**STATED GOAL:** Retype only what runs from the first line of the listing to the line holding "string; options: string[]", both included. Do not retype the pictures.

=-=-=

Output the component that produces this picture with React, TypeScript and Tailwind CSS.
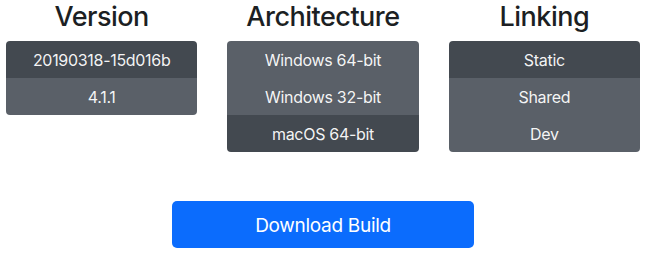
import { useState } from 'react';

type Group = { title: string; options: string[] };

const groups: Group[] = [
  { title: 'Version', options: ['20190318-15d016b', '4.1.1'] },
  { title: 'Architecture', options: ['Windows 64-bit', 'Windows 32-bit', 'macOS 64-bit'] },
  { title: 'Linking', options: ['Static', 'Shared', 'Dev'] },
];

const OptionList = ({ group, selected, onSelect }: { group: Group; selected: string; onSelect: (v: string) => void }) => (
  <div className="flex flex-col items-center">
    <h3 className="text-[27px] leading-[34px] font-medium tracking-[-0.5px] text-[#1c1f23] mb-[7px]">{group.title}</h3>
    <div className="w-full flex flex-col rounded-[4px] overflow-hidden">
      {group.options.map((opt) => (
        <button
          key={opt}
          onClick={() => onSelect(opt)}
          className={`h-[37px] w-full text-[16px] tracking-[-0.3px] text-white/95 text-center
            ${selected === opt ? 'bg-[#434950]' : 'bg-[#5a6068]'}`}
        >
          {opt}
        </button>
      ))}
    </div>
  </div>
);

export default function App() {
  const [version, setVersion] = useState('20190318-15d016b');
  const [arch, setArch] = useState('macOS 64-bit');
  const [linking, setLinking] = useState('Static');

  const values = [version, arch, linking];
  const setters = [setVersion, setArch, setLinking];

  return (
    <div className="w-[650px] h-[264px] bg-white font-['Inter',sans-serif] pl-[6px] pr-[10px]">
      <div className="grid grid-cols-3 gap-x-[30px]">
        {groups.map((g, i) => (
          <OptionList key={g.title} group={g} selected={values[i]} onSelect={setters[i]} />
        ))}
      </div>
      <div className="flex justify-center mt-[49px]">
        <button className="w-[302px] h-[47px] pt-[3px] rounded-[5px] bg-[#0b6cfd] text-white text-[19px] tracking-[-0.3px]">
          Download Build
        </button>
      </div>
    </div>
  );
}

=-=-=

**REPLY TO THE EXERCISE:**
Output the component that produces this picture with React, TypeScript and Tailwind CSS.
import { useState } from 'react';

type Group = { title: string; options: string[] };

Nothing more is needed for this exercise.